Although I am not an expert on the American history of debt, the brief review of existing literature suggests that Zackin and Thurston make a novel contribution here when they encourage us to think of nineteenth-century white farmers as adding a collective debtor identity to their repertoire. Once they understood themselves as debtors, these white nineteenth-century farmers understood credit to be as much a part of farming as plowing or harvesting, allowing them to overcome more traditional---and demobilizing---narratives of debtors' responsibilities. The most persuasive evidence that Zackin and Thurston provide on this front is a series of stories and quotations illustrating how white farmers organized and mobilized as debtors, articulating their political demands in those terms. Their Black contemporaneous counterparts, by contrast, failed to develop a debtor identity in part because they often failed to have the collateral necessary to borrow against, or in the relatively few circumstances when they did, Black farmers (and others) frequently found it in their interests not to highlight their status as debtors, instead emphasizing their responsible, frugal, and trustworthy individualized traits.  Neither was conducive to collective political organization and mobilization, interfering with collective identity formation. 

Although Zackin and Thurston do not make the concept of identity formation a core theoretical concern of the book, I will note that their argument about identity formation shares notable similarities with some of the scholarship on legal mobilization, and especially Stuart Scheingold's claims about how legal rights sometimes serve as powerful cultural symbols outside the courtroom.  These cultural symbols, Scheingold claimed, sometimes help political movements overcome the demobilizing rhetoric of individual responsibility and instead organize and mobilize in response to state failures according to a common identity.  In that sense, Zackin and Thurston are in good company.  What is interesting, however, is that Zackin and Thurston do not provide a single quotation of debtors making political demands in the language of legal rights, even in the twentieth and twenty-first centuries. What this means for Scheingold’s thesis is not wholly clear. Likely, it may simply mean that there are other ways than “rights talk” that legal reformers can use to overcome the effects of demobilizing rhetoric. 

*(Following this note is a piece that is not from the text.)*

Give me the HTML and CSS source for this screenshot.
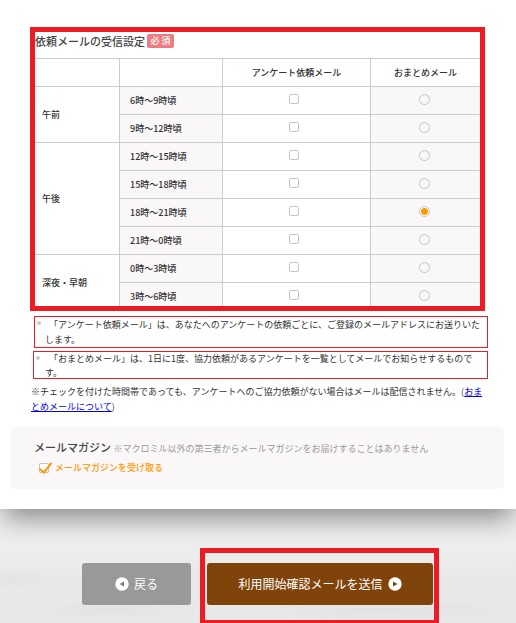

As I have tried to suggest here, Zackin and Thurston’s book contributes to the study of American political development because it takes ideas seriously, treating them as crucial explanatory factors that have the potential to alter how people understand material interests.  In that regard, the book fundamentally challenges our tendency to contrast ideas with material interests.  Zackin and Thurston show that money does not speak for itself. Rather, it is steeped in an array of cultural understandings and subject to change as those understandings change. Of course, the quotations marshaled in this book do not always allow us to conclude whether those ideas are deployed merely for strategic purposes, whether they are constitutive of identities, or whether they persuade lawmakers who participated in debt reform to behave in ways they would not have otherwise. Given the state of the discipline, that is too tall of an order.  That said, this book encourages us to take up this task and to think through more carefully how we might demonstrate the ways that ideas act as mediators in the political world. In my view, this line of inquiry is the most exciting of the many contributions that Zackin and Thurston make. And I suspect that we will be arguing about its implications for some time to come.